A Long Term Program

If you have the opportunity to guide an individual through a long term program of personal development, how would you structure it?

Well, first of all realize that people are different. You can't do the exact same thing with everybody. At least not unless you first brainwash them into believing that your program is the only possible right one. If you deal with people who come to you because they freely make the choice to do so, that probably isn't what you would want to do. So, you have to be flexible and adjust for people's desires and individual modus operandi. Each person's path of development is essentially different. Your job is to help the individual on her personal journey, not to impose your own fixed ideas on her.

That said, we can however sketch a general outline that will work for many people. You could do that in different ways, but it makes things more simple to have one kind of default plan to go by if nothing else is immediately more obvious.

We can make a plan divided into three major bands.

The first major area will probably be the person's subjective reactions and limitations. That is, we will be working with her mind. She has frozen emotions, fixed ideas, she has herself compartmentalized into pieces that aren't in agreement with each other, she doesn't know how to operate her own mind, and so forth. This covers just about anything that can come up when we ask the client: "What would you like to handle?" What we do is that we find out what the issue is, we examine it in detail, we get her to experience it differently, become cause over it, and turn it into a positive resource. This is all something we do by talking about it and getting the person to change her mind about it. We get her to experience the issue differently and thereby it changes.

Once we have sorted out most of what is found in this first category the person will feel that she is balanced in herself. She can sit down and feel perfectly alright and content with herself, and she can go through the life she lives without getting into much unwanted trouble. She is sane and aware and responsible. Nothing seems to come up she can't handle.

Now, to get into the second major area we will expand from there. We already have somebody who is a happy passenger on the train of life. Now we will make her the conductor and see what happens. We will move her beyond the limitations she is living within and we will require her to do some things she doesn't already have figured out. What we are addressing is the person's ability to act freely, and her creativity. We will get her to go beyond her mind, and beyond her accustomed boundaries, and act effectively anyway. We do that in part by working through the range of possible actions and modes of expression in different areas. Our focus is on objective action, no longer on subjective reaction.

Once the second area is getting resolved the person will no longer have barriers to action. She can think by acting. She doesn't need to go through mental machinations before she can do something. She can act correctly without any need to adhere to mental models. She will be in contact with her own creativity and no longer requires instructions or data.

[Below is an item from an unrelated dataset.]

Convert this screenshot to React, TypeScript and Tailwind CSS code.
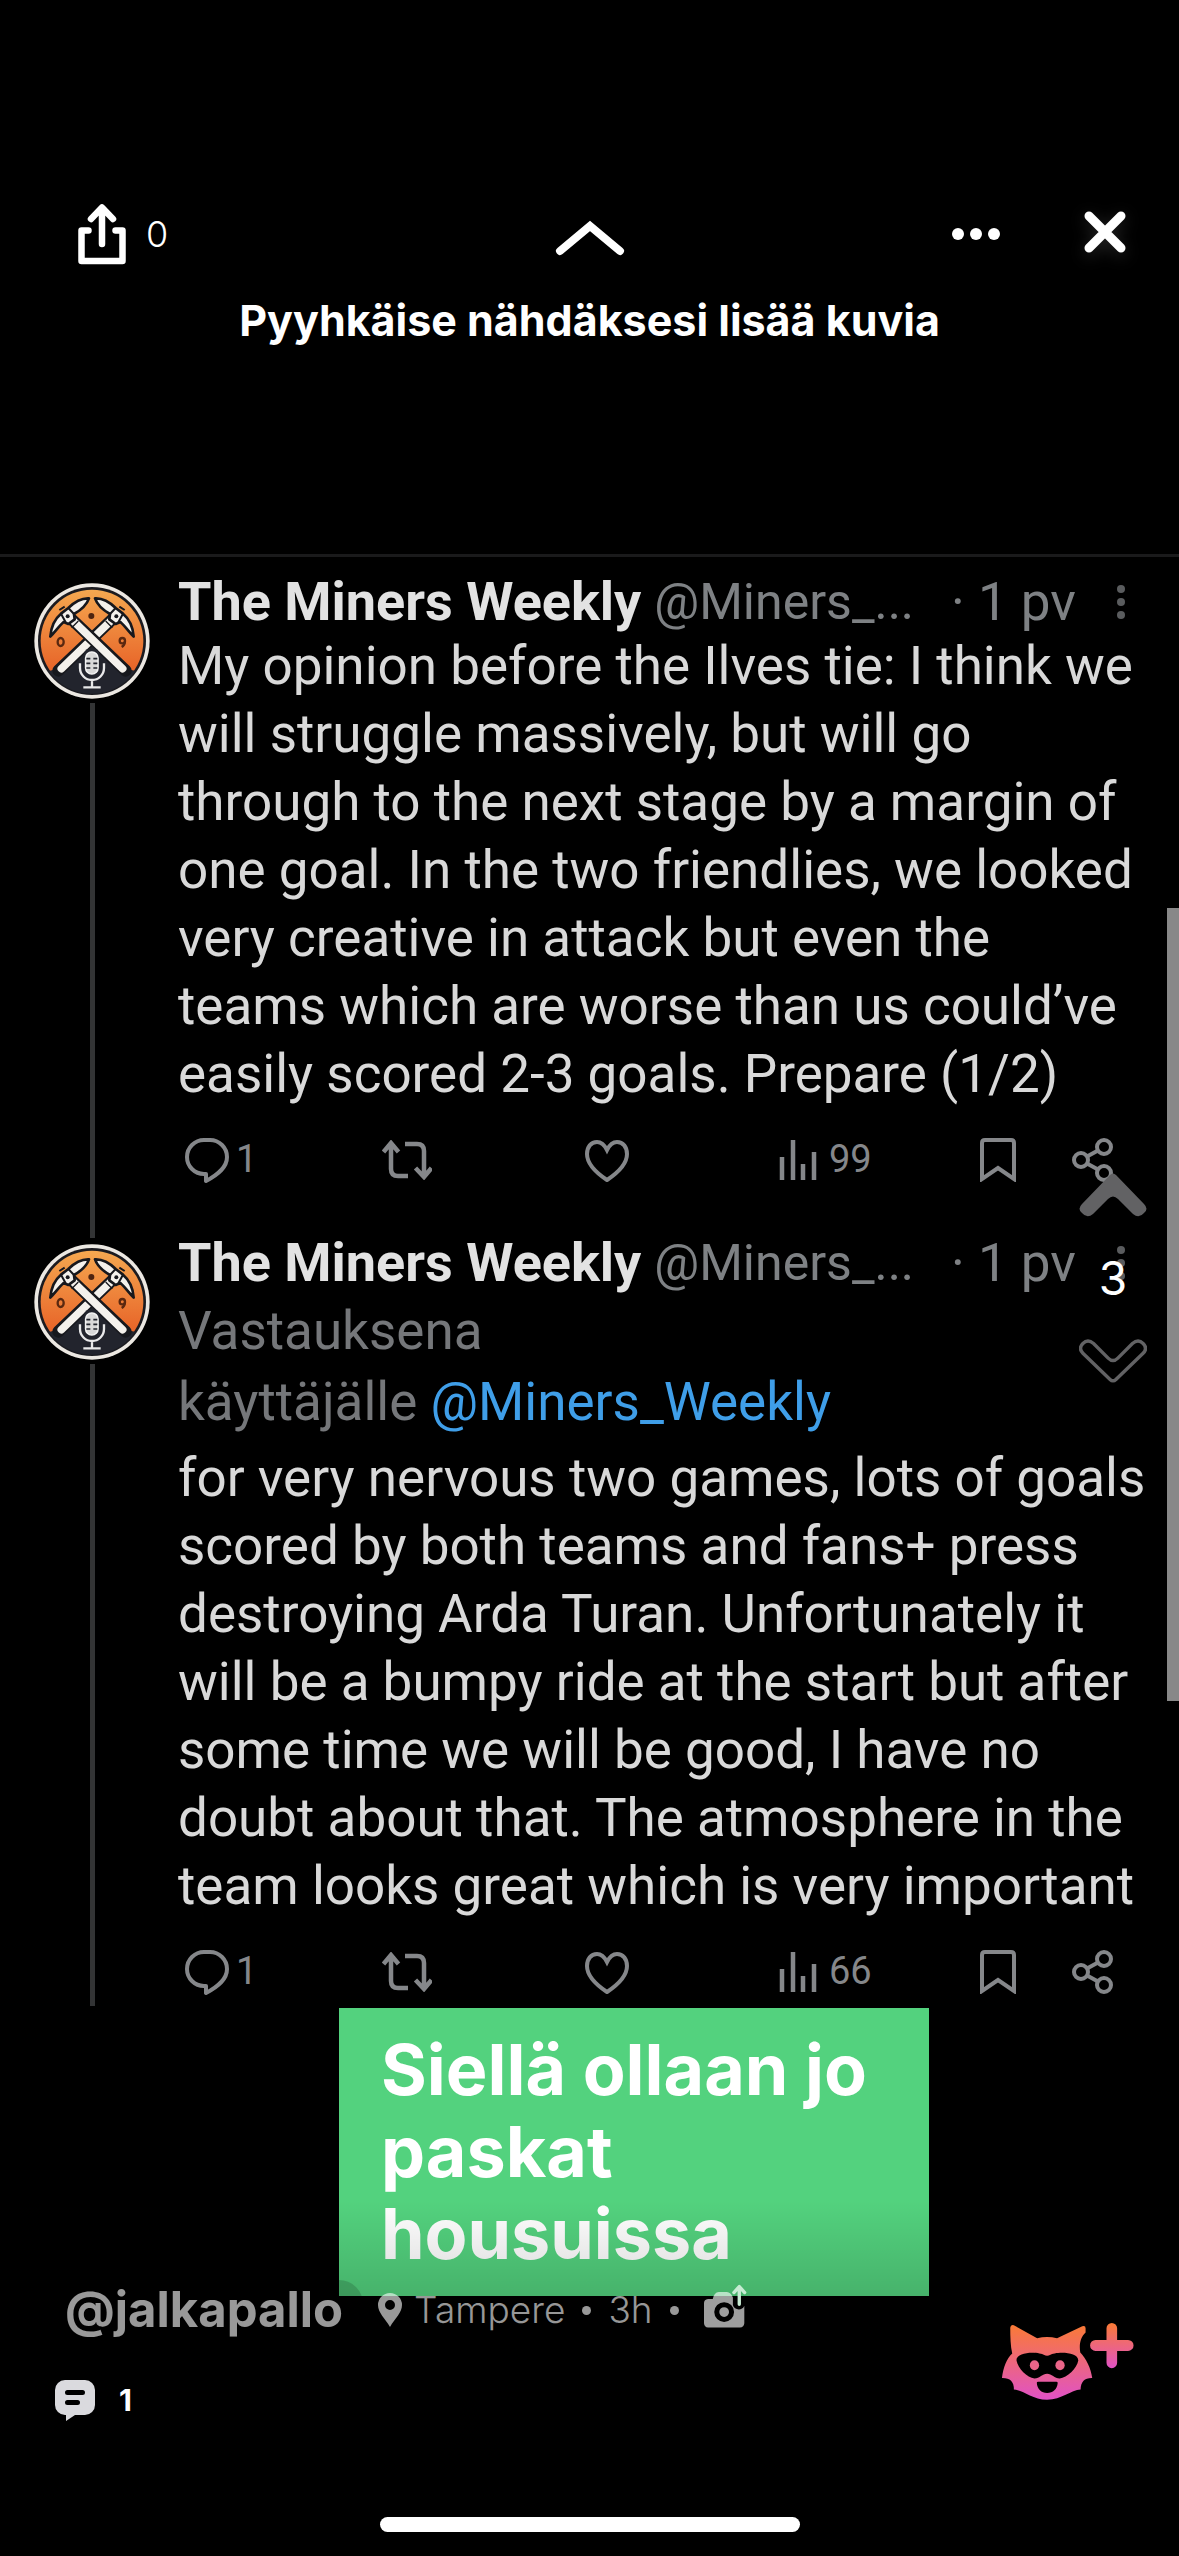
import { Fragment } from 'react';

type Tweet = {
  id: string;
  reply?: boolean;
  lines: string[];
  views: string;
};

const tweets: Tweet[] = [
  {
    id: 'one',
    lines: [
      'My opinion before the Ilves tie: I think we',
      'will struggle massively, but will go',
      'through to the next stage by a margin of',
      'one goal. In the two friendlies, we looked',
      'very creative in attack but even the',
      'teams which are worse than us could’ve',
      'easily scored 2-3 goals. Prepare (1/2)',
    ],
    views: '99',
  },
  {
    id: 'two',
    reply: true,
    lines: [
      'for very nervous two games, lots of goals',
      'scored by both teams and fans+ press',
      'destroying Arda Turan. Unfortunately it',
      'will be a bumpy ride at the start but after',
      'some time we will be good, I have no',
      'doubt about that. The atmosphere in the',
      'team looks great which is very important',
    ],
    views: '66',
  },
];

function Pickaxe() {
  return (
    <g>
      <path d="M152 142 L318 300" stroke="#17181d" strokeWidth="36" strokeLinecap="round" />
      <path d="M154 144 L309 294" stroke="#f4f1ec" strokeWidth="23" strokeLinecap="round" />
      <path d="M147 162l20-20M156 171l20-20" stroke="#17181d" strokeWidth="4" />
      <path
        d="M92 198C94 168 106 144 124 129L146 112C166 92 187 82 208 83C201 103 184 118 163 130L165 146L146 160L132 154C118 166 106 184 92 198Z"
        fill="#f4f1ec"
        stroke="#17181d"
        strokeWidth="8"
        strokeLinejoin="round"
      />
      <path d="M124 129l14 26M146 112l17 18M119 118l16-10" stroke="#17181d" strokeWidth="6" />
      <circle cx="144" cy="137" r="6" fill="#17181d" />
    </g>
  );
}

function Avatar({ id }: { id: string }) {
  const gradient = `sky-${id}`;
  const clip = `disc-${id}`;
  return (
    <svg viewBox="43 37 348 348" className="size-[116px]" fill="none" role="img" aria-label="The Miners Weekly">
      <defs>
        <linearGradient id={gradient} x1="0" y1="0" x2="0" y2="1">
          <stop offset="0" stopColor="#f5a850" />
          <stop offset="0.75" stopColor="#e8672a" />
        </linearGradient>
        <clipPath id={clip}>
          <circle cx="217" cy="211" r="158" />
        </clipPath>
      </defs>
      <circle cx="217" cy="211" r="173" fill="#ece8e2" />
      <circle cx="217" cy="211" r="162" fill="#1b1b20" />
      <g clipPath={`url(#${clip})`}>
        <circle cx="217" cy="211" r="154" fill={`url(#${gradient})`} />
        <path d="M50 310L100 298L217 200L335 298L390 310V390H50Z" fill="#22242d" />
        <g transform="translate(434 0) scale(-1 1)">
          <Pickaxe />
        </g>
        <Pickaxe />
        <circle cx="215" cy="136" r="9" fill="#4d2410" />
        <ellipse cx="123" cy="214" rx="9" ry="12" stroke="#5a2810" strokeWidth="7" />
        <circle cx="308" cy="210" r="8" stroke="#5a2810" strokeWidth="7" />
        <path d="M316 212q-1 12-10 17" stroke="#5a2810" strokeWidth="7" />
        <path d="M192 250a25 25 0 0 1 48 0v40a25 25 0 0 1-48 0z" fill="#22242d" />
        <rect x="198" y="244" width="37" height="66" rx="18" fill="#d9d9d9" stroke="#f2f2f2" strokeWidth="5" />
        <path d="M200 264h12M221 264h12M200 278h12M221 278h12M200 292h12M221 292h12" stroke="#22242d" strokeWidth="5" />
        <path d="M181 278v14a36 36 0 0 0 72 0v-14M217 328v20M191 350h52" stroke="#e9e9ea" strokeWidth="7" />
      </g>
    </svg>
  );
}

function Actions({ views }: { views: string }) {
  return (
    <div className="mt-[23px] grid h-[50px] grid-cols-[197fr_203fr_194fr_201fr_92fr_107fr] items-center pl-[7px] text-[38px] text-[#85878a]">
      <button type="button" aria-label="Vastaa" className="flex items-center gap-[7px]">
        <svg viewBox="0 0 44 50" className="h-[50px] w-11" fill="none" stroke="currentColor" strokeWidth="4">
          <path d="M19 5h6a17 17 0 0 1 17 17c0 10-8 17-21 24v-7h-2a17 17 0 0 1 0-34z" strokeLinejoin="round" />
        </svg>
        1
      </button>
      <button type="button" aria-label="Uudelleentwiittaa">
        <svg viewBox="0 0 50 40" className="h-10 w-[50px]" fill="none" stroke="currentColor" strokeWidth="4.500">
          <path d="M1.500 12l7.500-9 7.500 9M9 4v25q0 7 7 7h10M23 4h12q7 0 7 7v25M33.500 28l8.500 9 7.500-9" />
        </svg>
      </button>
      <button type="button" aria-label="Tykkää">
        <svg viewBox="0 0 44 44" className="size-11" fill="none" stroke="currentColor" strokeWidth="4">
          <path d="M22 12C19 6 15 4 12 4 6 4 2 9 2 16c0 10 8 18 20 26 12-8 20-16 20-26 0-7-4-12-10-12-3 0-7 2-10 8z" />
        </svg>
      </button>
      <button type="button" aria-label="Näyttökerrat" className="flex items-center gap-3">
        <svg viewBox="0 0 38 40" className="h-10 w-[38px]" fill="none" stroke="currentColor" strokeWidth="4.500">
          <path d="M3 17v23M14 0v40M24 24v16M35 12v28" />
        </svg>
        {views}
      </button>
      <button type="button" aria-label="Kirjanmerkki">
        <svg viewBox="0 0 36 44" className="h-11 w-9" fill="none" stroke="currentColor" strokeWidth="4">
          <path d="M2 5q0-3 3-3h26q3 0 3 3v36L18 30 2 41z" />
        </svg>
      </button>
      <button type="button" aria-label="Jaa">
        <svg viewBox="0 0 42 44" className="h-11 w-[42px]" fill="none" stroke="currentColor" strokeWidth="4">
          <circle cx="9" cy="22" r="7" />
          <circle cx="32" cy="9" r="7" />
          <circle cx="32" cy="35" r="7" />
          <path d="M15 18.500l11-6M15 25.500l11 6" />
        </svg>
      </button>
    </div>
  );
}

function TweetCard({ tweet }: { tweet: Tweet }) {
  return (
    <article className="flex">
      <div className="flex w-[178px] shrink-0 flex-col items-start pl-[34px]">
        <div className="flex w-[116px] flex-1 flex-col items-center">
          <div className="h-[26px]">{tweet.reply && <div className="h-5 w-[5px] bg-[#333435]" />}</div>
          <Avatar id={tweet.id} />
          <div className="mt-1 w-[5px] flex-1 bg-[#333435]" />
        </div>
      </div>
      <div className={tweet.reply ? 'min-w-0 flex-1 pt-[15px] pb-[13px]' : 'min-w-0 flex-1 pt-[15px] pb-[37px]'}>
        <header className="flex items-center pr-[53px] text-[53px] leading-[60px] whitespace-nowrap text-[#7e8184]">
          <h2 className="text-[54px] font-bold text-[#e2e2e2]">The Miners Weekly</h2>
          <span className="ml-[13px] text-[50px]">@Miners_...</span>
          <span className="ml-auto">· 1 pv</span>
          <button type="button" aria-label="Lisää" className="ml-10">
            <svg viewBox="0 0 10 36" className="h-9 w-[10px]" fill="#5a5c5e">
              <circle cx="5" cy="5" r="4" />
              <circle cx="5" cy="18" r="4" />
              <circle cx="5" cy="31" r="4" />
            </svg>
          </button>
        </header>
        {tweet.reply && (
          <p className="mt-[3px] mb-[6px] text-[53px] leading-[71px] text-[#75777a]">
            Vastauksena
            <br />
            käyttäjälle{' '}
            <a href="#miners" className="text-[#3f9ee8]">
              @Miners_Weekly
            </a>
          </p>
        )}
        <p className="text-[53px] leading-[68px] whitespace-nowrap text-[#d9d9d9]">
          {tweet.lines.map((line, i) => (
            <Fragment key={line}>
              {i > 0 && <br />}
              {line}
            </Fragment>
          ))}
        </p>
        <Actions views={tweet.views} />
      </div>
    </article>
  );
}

function TopBar() {
  return (
    <header className="pt-[202px] pb-[206px]">
      <div className="grid h-16 grid-cols-3 items-center">
        <button type="button" className="flex items-center gap-[19px] justify-self-start pl-[77px] text-4xl font-light">
          <svg viewBox="0 0 50 62" className="h-[62px] w-[50px]" fill="none" stroke="#fff" strokeWidth="6.500" strokeLinecap="round" strokeLinejoin="round">
            <path d="M11.500 27.500H4.500V58h41V27.500H38.500M25 41V6M14 16L25 4.500l11 11.500" />
          </svg>
          0
        </button>
        <button type="button" aria-label="Seuraava" className="justify-self-center pt-2">
          <svg viewBox="0 0 70 36" className="h-9 w-[70px]" fill="none" stroke="#fff" strokeWidth="8" strokeLinecap="round" strokeLinejoin="miter">
            <path d="M5 31L35 6l30 25" />
          </svg>
        </button>
        <div className="flex items-center justify-self-end pr-[52px]">
          <button type="button" aria-label="Lisää vaihtoehtoja">
            <svg viewBox="0 0 50 14" className="h-[14px] w-[50px]" fill="#fff">
              <circle cx="7" cy="7" r="6" />
              <circle cx="25" cy="7" r="6" />
              <circle cx="43" cy="7" r="6" />
            </svg>
          </button>
          <button type="button" aria-label="Sulje" className="ml-[82px] pb-1">
            <svg viewBox="0 0 44 44" className="size-11 drop-shadow-[0_4px_8px_rgba(255,255,255,0.15)]" fill="none" stroke="#fff" strokeWidth="9" strokeLinecap="round">
              <path d="M6 6l32 32M38 6L6 38" />
            </svg>
          </button>
        </div>
      </div>
      <p className="mt-[26px] text-center text-[43px] leading-[56px] font-bold">Pyyhkäise nähdäksesi lisää kuvia</p>
    </header>
  );
}

function VotePanel() {
  return (
    <aside className="absolute top-[1173px] right-8 flex w-[68px] flex-col items-center">
      <button type="button" aria-label="Ääni ylös">
        <svg viewBox="0 0 68 44" className="h-11 w-[68px]" fill="#626264">
          <path d="M31 2Q34-1 37 2L65 31Q70 36 65 40Q60 46 54 41L39 26Q34 21 29 26L14 41Q8 46 3 40Q-2 36 3 31Z" />
        </svg>
      </button>
      <span className="my-[31px] text-[46px] leading-[60px]">3</span>
      <button type="button" aria-label="Ääni alas">
        <svg viewBox="-1 0 70 44" className="h-11 w-[68px]" fill="none" stroke="#626264" strokeWidth="3.500">
          <path d="M31 41Q34 44 37 41L65 14Q70 9 65 4Q60-1 54 4L39 19Q34 24 29 19L14 4Q8-1 3 4Q-2 9 3 14Z" />
        </svg>
      </button>
    </aside>
  );
}

function RaccoonPlus() {
  return (
    <svg viewBox="124 96 402 238" className="h-[79px] w-[134px]">
      <defs>
        <linearGradient id="face" gradientUnits="userSpaceOnUse" x1="0" y1="105" x2="0" y2="330">
          <stop offset="0" stopColor="#fa7a36" />
          <stop offset="1" stopColor="#e052c6" />
        </linearGradient>
        <linearGradient id="plus" gradientUnits="userSpaceOnUse" x1="0" y1="100" x2="0" y2="236">
          <stop offset="0" stopColor="#fa7a36" />
          <stop offset="1" stopColor="#e052c6" />
        </linearGradient>
      </defs>
      <path
        fill="url(#face)"
        fillRule="evenodd"
        d="M151 113Q152 103 162 106L232 145Q262 138 292 145L368 109Q378 106 378 115V128C362 142 358 166 362 188C380 206 394 236 398 265Q364 264 363 299C334 300 306 330 262 330C218 330 192 301 162 299Q162 264 126 265C130 234 140 206 157 191C152 168 151 140 151 113ZM170 212C168 182 242 186 252 195Q262 201 272 195C282 186 356 182 356 212C352 236 322 264 300 266C284 266 276 252 262 252C248 252 240 266 224 266C202 264 174 236 170 212ZM231 279Q231 276 235 276H290Q294 276 294 280C292 299 280 310 262 310C245 310 232 298 231 279Z"
      />
      <ellipse cx="224" cy="226" rx="14" ry="15" fill="#eb6589" />
      <ellipse cx="301" cy="226" rx="14" ry="15" fill="#eb6589" />
      <path
        fill="url(#plus)"
        d="M441 115a16 16 0 0 1 32 0v35h33a16 16 0 0 1 0 33h-33v36a16 16 0 0 1-32 0v-36h-33a16 16 0 0 1 0-33h33z"
      />
    </svg>
  );
}

function Footer() {
  return (
    <footer className="relative -mt-4 flex items-start justify-between">
      <div>
        <div className="flex h-[60px] items-center">
          <a href="#jalkapallo" className="ml-[45px] rounded-3xl bg-black/15 px-5 text-[49px] leading-[60px] font-bold text-white/60">
            @jalkapallo
          </a>
          <span className="ml-[15px] flex items-center text-[37px] font-light text-white/60">
            <svg viewBox="0 0 24 34" className="mr-[12px] h-[34px] w-6" fill="currentColor" fillRule="evenodd">
              <path d="M12 0a12 12 0 0 1 12 12c0 8-7 13-12 22C7 25 0 20 0 12A12 12 0 0 1 12 0zM12 7a5 5 0 1 0 0 10a5 5 0 0 0 0-10z" />
            </svg>
            Tampere
            <span className="mx-[17px] size-[9px] rounded-full bg-white/60" />
            3h
            <span className="mx-[17px] size-[9px] rounded-full bg-white/60" />
          </span>
          <svg viewBox="186 42 128 130" className="ml-2 mb-2 h-[44px] w-[43px]">
            <path
              d="M186 98Q186 87 198 86H212Q216 66 230 65H254Q266 66 272 82V104C276 120 300 122 306 106V158Q305 170 293 171H198Q187 170 186 158Z"
              fill="#fff"
              fillOpacity="0.62"
            />
            <circle cx="246" cy="125" r="22" fill="none" stroke="#000" strokeWidth="15" />
            <path d="M291 102V54M275 67L291 49L307 67" fill="none" stroke="#c7ecd3" strokeWidth="10" strokeLinecap="round" strokeLinejoin="round" />
          </svg>
        </div>
        <button type="button" className="mt-9 ml-[55px] flex h-12 items-center gap-6 text-[30px] font-bold">
          <svg viewBox="0 0 40 41" className="h-[41px] w-10">
            <path d="M10 0h20a10 10 0 0 1 10 10v15a10 10 0 0 1-10 10H20l-9 6V35h-1A10 10 0 0 1 0 25V10A10 10 0 0 1 10 0z" fill="#dadade" />
            <path d="M12.500 12.500h15M12.500 22.500h10" stroke="#000" strokeWidth="5" strokeLinecap="round" />
          </svg>
          1
        </button>
      </div>
      <button type="button" aria-label="Lisää julkaisu" className="mt-[42px] mr-11">
        <RaccoonPlus />
      </button>
    </footer>
  );
}

export default function App() {
  return (
    <main className="relative flex min-h-screen flex-col bg-black font-['Inter',sans-serif] text-white">
      <TopBar />
      <section className="border-t-[3px] border-[#1a1a1b] font-['Roboto',sans-serif]">
        {tweets.map((tweet) => (
          <TweetCard key={tweet.id} tweet={tweet} />
        ))}
      </section>
      <div className="relative mt-[2px] ml-[339px] w-[590px] max-w-full bg-[#53d27e] px-[42px] py-[21px] text-[70px] leading-[82px] font-bold">
        Siellä ollaan jo
        <br />
        paskat
        <br />
        housuissa
        <div className="absolute inset-x-0 bottom-0 h-1/3 bg-linear-to-b from-black/0 to-black/15" />
      </div>
      <Footer />
      <VotePanel />
      <div className="absolute top-[908px] right-0 h-[793px] w-3 bg-[#888]" />
      <div className="mt-auto flex justify-center pb-6">
        <div className="h-[15px] w-[420px] rounded-full bg-white" />
      </div>
    </main>
  );
}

Then, the third area will cover all the magical stuff. The first two areas dealt mostly with producing a free, expressive, and rational human being. Now we will go on to other realities. We will address reality itself and exercise the changing or shifting of realities. That includes the ability to manifest what one wants in life, the ability to have extrasensory perceptions, and to travel to other dimensions. That is done simply by exercising it a little at a time. Mostly what is required is the ability to be fully present but unattached and then be very clear on what one wants.

From mastering this third area the person will be conversant with different realities and will be very capable in creating her own reality the way she wants it. She can perform miraculous feats that are way beyond the capabilities of an average human.

These three areas are very distinct from each other. The first one can truly be called Semantic Processing, in that what you are working with is the meaning the person assigns to events. The second area could be called Action Processing in that you actually need to do something. And the third area would be Reality Processing in that it is reality itself you work with.

In area one you are working with meaning and we change the filters one is using to deal with the world. In area two we work with what is meaningless and we go beyond the ordinary filters. In area three we make our own meanings and filters.

There is no big reason not to do processes from each of these areas concurrently or intermittently. But there is some sense in the ordering of them. It is easier to face one's subjective problems than it is to go out and act. And dealing with alternate realities isn't going to be very successful if one can't even stand up to this one.

There are other things one can do and other ways one can structure a program. But a program as outlined here accomplishes what many will find attractive and it is doable. Of course I didn't give you any of the exact details here, but more on that elsewhere.